Wichtiger als die Performance sind ohnehin die Proportionen: Gegenüber dem Golf Plus legt der Sportsvan in der Länge rund 13 Zentimeter zu und passt mit seinen 4,34 Metern perfekt zwischen Fünftürer und Kombi. Denn der eine ist acht Zentimeter kürzer und der andere 22 Zentimeter länger. Aber keiner hat so viel Radstand wie der Sportsvan: Er wächst gegenüber dem Plus um fünf Zentimeter auf 2,69 Meter. Zusammen mit der Handbreit mehr Blech über dem Kopf (13 cm gegenüber dem normalen Golf) schafft das auf der auch weiterhin um 18Zentimeter verschiebbaren Rückbank mehr Platz für den Nachwuchs und dahinter fürs Gepäck. Schon in der Standardkonfiguration wächst der Kofferraum um 74 auf 498 Liter. Schiebt man die zwei separaten Hälften der Rückbank nach vorn, passen 585 Liter (plus 66 Liter) hinein, wenn man sie flach legt, schluckt der Sportsvan bis zu 1512 Liter (plus 62 Liter). Dazu gibt es viele pfiffige Details vom Staufach für die Laderaumabdeckung im Souterrain über die Rastnasen, mit denen man den doppelten Ladeboden beim Einpacken aufstellen kann, bis hin zu der neu modellierten Mittelkonsole und dem riesigen Cupholder samt Spanngurt für Handy & Co. – alles Kleinigkeiten, die dem normalen Golf vorenthalten bleiben. Bei der Ausstattung ist das ein bisschen anders. Zwar geht der Sportsvan mit den EU6-Motoren genauso in Vorlage wie mit dem Ausparkassistenten, der beim Rückwärtsrangieren vor Querverkehr warnt und im Zweifel sogar in die Eisen steigt. Doch sind das Neuerungen, die in den nächsten Wochen in der gesamten Golf-Familie nachgerüstet werden.

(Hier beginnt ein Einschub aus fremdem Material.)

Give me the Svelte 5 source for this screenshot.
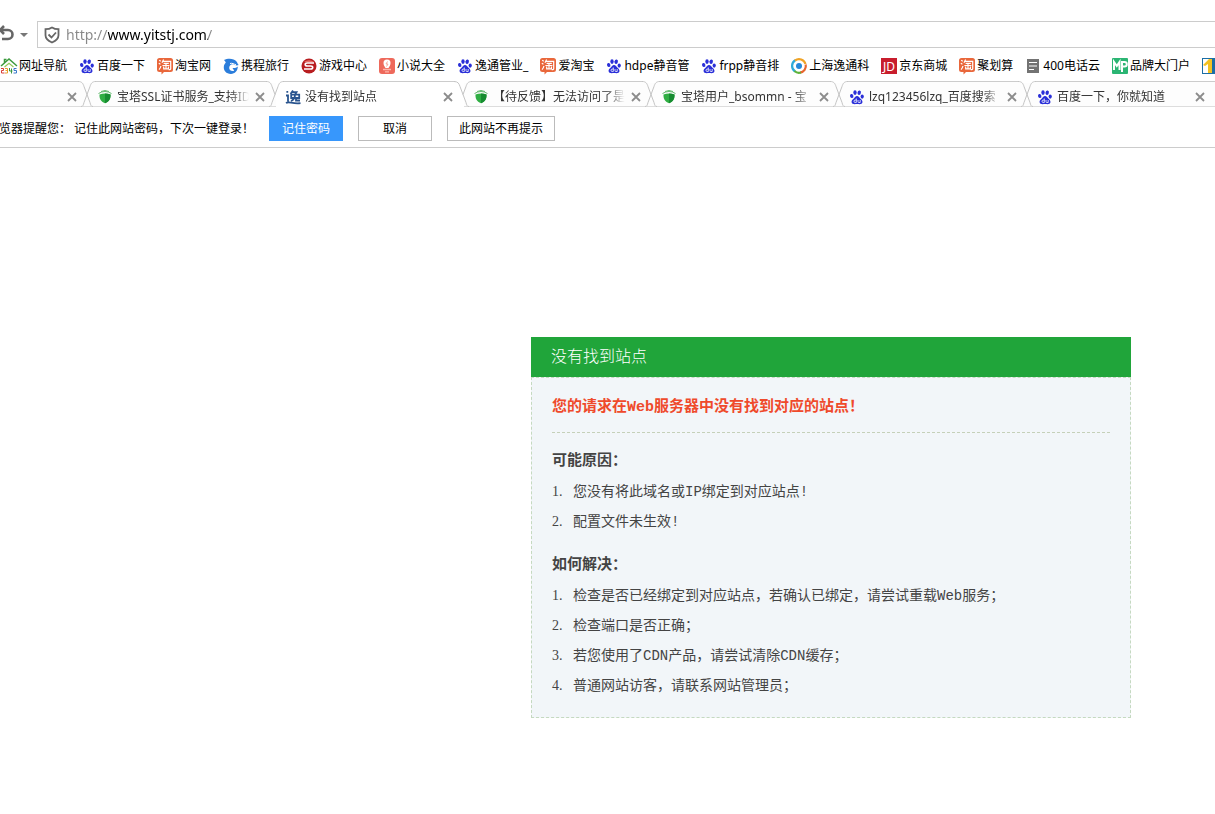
<script>
  const bookmarks = [
    ['nav', '网址导航'], ['paw', '百度一下'], ['tao', '淘宝网'], ['dolphin', '携程旅行'],
    ['game', '游戏中心'], ['novel', '小说大全'], ['paw', '逸通管业_'], ['tao', '爱淘宝'],
    ['paw', 'hdpe静音管'], ['paw', 'frpp静音排'], ['ring', '上海逸通科'], ['jd', '京东商城'],
    ['tao', '聚划算'], ['doc', '400电话云'], ['mp', '品牌大门户'], ['one', '']
  ];
  const tabs = [
    { icon: 'shield', title: '宝塔SSL证书服务_支持ID' },
    { icon: 'yi', title: '没有找到站点', active: true },
    { icon: 'shield', title: '【待反馈】无法访问了是' },
    { icon: 'shield', title: '宝塔用户_bsommn - 宝' },
    { icon: 'paw', title: 'lzq123456lzq_百度搜索' },
    { icon: 'paw', title: '百度一下，你就知道' }
  ];
  const reasons = ['您没有将此域名或IP绑定到对应站点!', '配置文件未生效!'];
  const fixes = [
    '检查是否已经绑定到对应站点，若确认已绑定，请尝试重载Web服务；',
    '检查端口是否正确；',
    '若您使用了CDN产品，请尝试清除CDN缓存；',
    '普通网站访客，请联系网站管理员；'
  ];
</script>

{#snippet icon(name)}
  <svg class="icon" width="16" height="16" viewBox="0 0 16 16" aria-hidden="true">
    {#if name === 'paw'}
      <g fill="#2a2fd8">
        <ellipse cx="2.7" cy="7" rx="1.7" ry="2.1" transform="rotate(-12 2.7 7)" />
        <ellipse cx="6" cy="3.6" rx="1.7" ry="2.3" />
        <ellipse cx="10.2" cy="3.7" rx="1.7" ry="2.3" transform="rotate(12 10.2 3.7)" />
        <ellipse cx="13.2" cy="7.6" rx="1.6" ry="2.1" />
        <path d="M8 7c1.7 0 2.3 1.5 3.5 2.7 1.3 1.2 2.3 2.1 1.9 3.8-.5 1.9-2.3 1.8-5.4 1.5-3.1.3-5 .2-5.4-1.7-.3-1.6.8-2.6 2-3.6C5.900 8.600 6.300 7 8 7z" />
      </g>
      <path d="M7.300 9.500v4H6.200a1.200 1.200 0 0 1 0-2.400h1.100M9 11v1.700q0 .8.8.8h1.400V11" fill="none" stroke="#fff" stroke-width=".8" />
    {:else if name === 'tao'}
      <path d="M2.500 0h11A2.500 2.500 0 0 1 16 2.500v9a2.500 2.500 0 0 1-2.500 2.500H7l-2.500 2.500V14h-2A2.500 2.500 0 0 1 0 11.500v-9A2.500 2.500 0 0 1 2.500 0z" fill="#e9673b" />
      <g fill="none" stroke="#fff" stroke-width="1.200">
        <path d="M2.200 2.300l1.600 1M1.800 5.200l1.600 1M2 11.600c1.200-1 1.700-2.300 1.900-3.600M6.600 1.600L5 4.800M6 3.400h7.700v7q0 1.400-2 1.200M6.600 5.400h5.200M5.400 7.500h7M9 5.400v5.400M6.700 8.600v2.300h4.700V8.600" />
      </g>
    {:else if name === 'nav'}
      <path d="M0 8l8-7 8 7M3.500 5V1.500H5.500" fill="none" stroke="#3b9a3d" stroke-width="1.500" />
      <path d="M3.500 9L8 5.200 12.500 9" fill="none" stroke="#93ca5a" stroke-width="1.200" />
      <path d="M0 10.500h2.500v2H.5v2.500H3.500" fill="none" stroke="#d93d37" />
      <path d="M4 10.500h2.500v4.500H4M4.500 12.500h2" fill="none" stroke="#e9a02e" />
      <path d="M8.500 10v3h3M10.500 10.500V15.500" fill="none" stroke="#399742" />
      <path d="M15.500 10.500H13v2h2.500v2.500H12.500" fill="none" stroke="#3978ca" />
    {:else if name === 'dolphin'}
      <path d="M1 2c4-2 10-1.700 12.500 1.500.8 1 1.200 2.500 2.200 3.500-2 1-3.700.2-5.200-.7C8 5.500 6 7.600 6.200 10c.2 2.500 2.400 3.500 5 2.700L9.500 10c2 .3 3.500 0 5.300-1.500 0 4.500-3 7.500-7 7.400C3.300 15.800.5 12.700.8 9c.1-2 .9-3.400 2-4.500C2.500 3.500 1.800 2.800 1 2z" fill="#2b7ddb" />
      <path d="M7 5.500c2-.8 4 .7 6 1.300" fill="none" stroke="#fff" />
    {:else if name === 'game'}
      <circle cx="8" cy="8" r="7.500" fill="#b81d20" />
      <path d="M3 4a7 6 0 0 1 10 0z" fill="#e77069" />
      <path d="M13 5H6.200Q4.200 5 4.200 6.500T6.200 8h3.500q2 0 2 1.500T9.700 11H3" fill="none" stroke="#fff" stroke-width="1.600" />
    {:else if name === 'novel'}
      <rect width="16" height="16" rx="3" fill="#ee695b" />
      <path d="M8 1.500c2.500 0 3.500 1.500 3.500 3.500 0 2-1 3.500-2 5h-3c-1-1.500-2-3-2-5 0-2 1-3.500 3.500-3.500z" fill="#fff" />
      <path d="M4 11.500h8M6 13.800h4" stroke="#ffb5aa" stroke-width="1.300" />
      <path d="M8.500 3.500L7 6h2L7.500 8.500" fill="none" stroke="#f5a79d" />
    {:else if name === 'ring'}
      <g fill="none" stroke-width="2.200">
        <path d="M4 13.500A6.700 6.700 0 0 1 4.200 2.300" stroke="#2eabd8" />
        <path d="M4 2.500A6.700 6.700 0 0 1 14.500 6" stroke="#f0a326" />
        <path d="M14.700 6.500A6.700 6.700 0 0 1 9 14.600" stroke="#e8662f" />
        <path d="M10 14.500A6.700 6.700 0 0 1 3.500 13" stroke="#5db23a" />
      </g>
      <circle cx="8" cy="8" r="3" fill="#2588d9" />
    {:else if name === 'jd'}
      <rect width="16" height="16" fill="#c81d2d" />
      <text x="8" y="12.500" font-size="12" text-anchor="middle" fill="#fff">JD</text>
    {:else if name === 'doc'}
      <rect x="2" y="1" width="12" height="14" fill="#737373" />
      <path d="M4 4.500h8M4 8h8M4 11.500h5" stroke="#fff" stroke-width="1.200" />
    {:else if name === 'mp'}
      <rect width="16" height="16" rx="1" fill="#2bb573" />
      <path d="M2 12V4l2.800 4L7.500 4v8M10 14V4h2.500a2.300 2.300 0 0 1 0 4.600H10" fill="none" stroke="#fff" stroke-width="2" />
    {:else if name === 'one'}
      <rect width="16" height="16" fill="#1c6ea5" />
      <path d="M1 1h8v14H1z" fill="#fff" />
      <path d="M1 7l6-6h3v14H6V6L3 8z" fill="#f3c222" />
    {:else if name === 'shield'}
      <path d="M2.500 5.500Q8 3.500 13.500 5.500c.2 4-1 7-5.500 8.800C3.500 12.500 2.300 9.500 2.500 5.500z" fill="#2fae43" />
      <path d="M8 4.500v9.800c4.500-1.800 5.700-4.800 5.500-8.800Q11 4.500 8 4.500z" fill="#178c31" />
      <path d="M1.500 4.500Q8 .5 14.500 4.500M4 2.500Q8 .5 12 2.500" fill="none" stroke="#62b86d" />
    {:else if name === 'yi'}
      <g fill="none" stroke="#29548e" stroke-width="1.800">
        <path d="M2.300 2v1.800M1 6.500h2v6M1 14c3-2 6 1.200 14.500.2M8 1.500L5.500 5M7 3.200h4.500L10 5.500M6.200 5.700h8V9h-8zM10 5.500c0 4-1.500 5.500-4 6.500M11 9v2.500h4" />
      </g>
    {/if}
  </svg>
{/snippet}

{#snippet closeButton()}
  <button class="close" aria-label="关闭标签">
    <svg width="10" height="10" viewBox="0 0 10 10"><path d="M1 1l8 8M9 1L1 9" stroke="#8c8c8c" stroke-width="1.800" /></svg>
  </button>
{/snippet}

<header>
  <div class="address">
    <button class="undo" aria-label="恢复">
      <svg width="30" height="20" viewBox="0 0 30 20">
        <path d="M0 5h8a4.500 4.500 0 0 1 0 9H2M4 1L0 5l4 4" fill="none" stroke="#666" stroke-width="2.600" />
        <path d="M20 8h8l-4 4z" fill="#777" />
      </svg>
    </button>
    <label class="url">
      <svg width="16" height="18" viewBox="0 0 16 18" aria-hidden="true">
        <path d="M8 1.500c2 1.300 4 1.700 6.500 1.700v6c0 3.500-2.500 5.500-6.500 7.300-4-1.800-6.500-3.800-6.500-7.300v-6C4 3.200 6 2.800 8 1.500z" fill="none" stroke="#666" stroke-width="1.800" />
        <path d="M4.500 8.500l3 3 4.500-5" fill="none" stroke="#666" stroke-width="1.800" />
      </svg>
      <input type="text" aria-label="地址" value="http://www.yitstj.com/" />
    </label>
  </div>

  <nav class="bookmarks">
    {#each bookmarks as [name, label]}
      <a href="#top" aria-label={label || '收藏'}>{@render icon(name)}<span>{label}</span></a>
    {/each}
  </nav>

  <div class="tabs">
    <div class="tab first">
      {@render closeButton()}
    </div>
    {#each tabs as tab, i}
      <div class="tab" class:active={tab.active}>
        <svg class="edge" width="18" height="26" viewBox="0 0 18 26" aria-hidden="true">
          <path class="gap" d="M1 0h16v2H1z" />
          <path d={tab.active ? 'M0 .5c4 0 5 2 6 5l3 8' : 'M0 .5c4 0 5 2 6 5l6 16c.7 2.500 1 4 3 4'} />
          <path d={tabs[i - 1]?.active ? 'M18 .5c-4 0-5 2-6 5l-3 8' : 'M18 .5c-4 0-5 2-6 5l-6 16c-.7 2.500-1 4-3 4'} />
        </svg>
        <a href="#top">{@render icon(tab.icon)}<span>{tab.title}</span></a>
        {@render closeButton()}
      </div>
    {/each}
  </div>

  <div class="prompt">
    <span class="who">览器提醒您：</span>
    <span class="message">记住此网站密码，下次一键登录！</span>
    <button class="primary">记住密码</button>
    <button>取消</button>
    <button class="wide">此网站不再提示</button>
  </div>
</header>

<main>
  <section>
    <h1>没有找到站点</h1>
    <div class="body">
      <p class="error">您的请求在Web服务器中没有找到对应的站点！</p>
      <h2>可能原因：</h2>
      <ol>
        {#each reasons as text}<li>{text}</li>{/each}
      </ol>
      <h2>如何解决：</h2>
      <ol>
        {#each fixes as text}<li>{text}</li>{/each}
      </ol>
    </div>
  </section>
</main>

<style>
  :global(body) {
    margin: 0;
    background: #fff;
    overflow-x: hidden;
    font: 12px/16px "Noto Sans", "Noto Sans CJK SC", sans-serif;
    color: #000;
  }
  header {
    border-bottom: 1px solid #ccc;
    overflow: hidden;
  }
  a { color: inherit; text-decoration: none; }
  button {
    font: inherit;
    color: inherit;
    padding: 0;
    border: 0;
    background: none;
  }
  svg { display: block; flex: none; }
  .icon { overflow: visible; }
  .address {
    display: flex;
    align-items: center;
    padding-top: 21px;
  }
  .undo { width: 37px; flex: none; }
  .url {
    flex: 1;
    display: flex;
    align-items: center;
    gap: 6px;
    height: 25px;
    padding-left: 6px;
    border: 1px solid #ccc;
    border-right: 0;
  }
  .url input {
    flex: 1;
    min-width: 0;
    padding: 0;
    border: 0;
    outline: 0;
    font: 14px/20px "Noto Sans", sans-serif;
    color: transparent;
    caret-color: #000;
    background: linear-gradient(to right, #888 42px, #000 42px 142px, #888 142px);
    background-clip: text;
  }
  .bookmarks {
    display: flex;
    gap: 12px;
    box-sizing: border-box;
    height: 33px;
    padding: 3px 0 0 1px;
    white-space: nowrap;
  }
  .bookmarks a {
    display: flex;
    align-items: center;
    gap: 2px;
    flex: none;
  }
  .tabs { display: flex; height: 26px; }
  .tab {
    position: relative;
    flex: none;
    box-sizing: border-box;
    display: flex;
    align-items: center;
    width: 188px;
    padding: 5px 11px 0 9px;
    border-top: 1px solid #ccc;
    border-bottom: 1px solid #ddd;
    background: #fdfdfd;
  }
  .tab.first { width: 88px; justify-content: flex-end; }
  .tab.active { background: #fff; border-bottom-color: #fff; }
  .edge { position: absolute; left: -10px; top: -1px; }
  .edge path { fill: none; stroke: #c4c4c4; }
  .edge .gap { fill: #fff; stroke: none; }
  .tab a {
    display: flex;
    align-items: center;
    gap: 4px;
    flex: 1;
    min-width: 0;
    overflow: hidden;
    white-space: nowrap;
    color: #333;
    mask-image: linear-gradient(to right, #000 88%, transparent);
  }
  .close { width: 10px; margin-left: 6px; }
  .prompt {
    display: flex;
    align-items: center;
    box-sizing: border-box;
    height: 40px;
    padding-top: 3px;
    white-space: nowrap;
  }
  .who { margin-left: -1px; width: 75px; }
  .message { width: 195px; }
  .prompt button {
    box-sizing: border-box;
    width: 74px;
    height: 25px;
    padding-top: 1px;
    margin-right: 15px;
    border: 1px solid #bbb;
  }
  .prompt .primary { background: #3797fc; border-color: #3797fc; color: #fff; }
  .prompt .wide { width: 108px; }
  main { padding: 189px 20px 95px 531px; }
  section {
    max-width: 600px;
    font-family: "Liberation Mono", "Noto Sans CJK SC", monospace;
    color: #444;
  }
  h1 {
    margin: 0;
    padding: 2px 0 0 20px;
    background: #20a53a;
    color: #fff;
    font-size: 16px;
    font-weight: 300;
    line-height: 38px;
  }
  .body {
    padding: 15px 20px 16px;
    border: 1px dashed #c5d9c0;
    background: #f2f6f9;
  }
  .error {
    margin: 0 0 14px;
    padding-bottom: 9px;
    border-bottom: 1px dashed #c5d0b9;
    color: #ef4a2b;
    font-size: 15px;
    font-weight: 700;
    line-height: 30px;
  }
  h2 { margin: 0; font-size: 15px; line-height: 30px; }
  ol {
    margin: 0 0 14px;
    padding-left: 21px;
    font-size: 14px;
    line-height: 30px;
  }
  ol:last-child { margin-bottom: 0; }
  li::marker {
    content: counter(list-item) ".\a0\a0\a0";
    font-family: "Liberation Serif", serif;
  }
</style>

Er sieht fast genauso gut aus wie der normale Golf, fährt sich ähnlich entspannt und bietet obendrein mehr Platz und mehr Variabilität – so wird der Sportsvan zum vielleicht besten Golf in der Familie. Allerdings muss man dafür auch ein bisschen tiefer in die Tasche greifen. Denn bei vergleichbarer Ausstattung liegt der Neuzugang 1500 Euro über dem Fünftürer und 600 Euro über dem Variant. Für VW jedoch zählt eine ganz andere Relation. Die Niedersachsen sehen im Sportsvan viel eher die schmucke Alternative zum Touran – und versprechen den Kunden in diesem Vergleich einen Preisvorteil von immerhin rund 3000 Euro.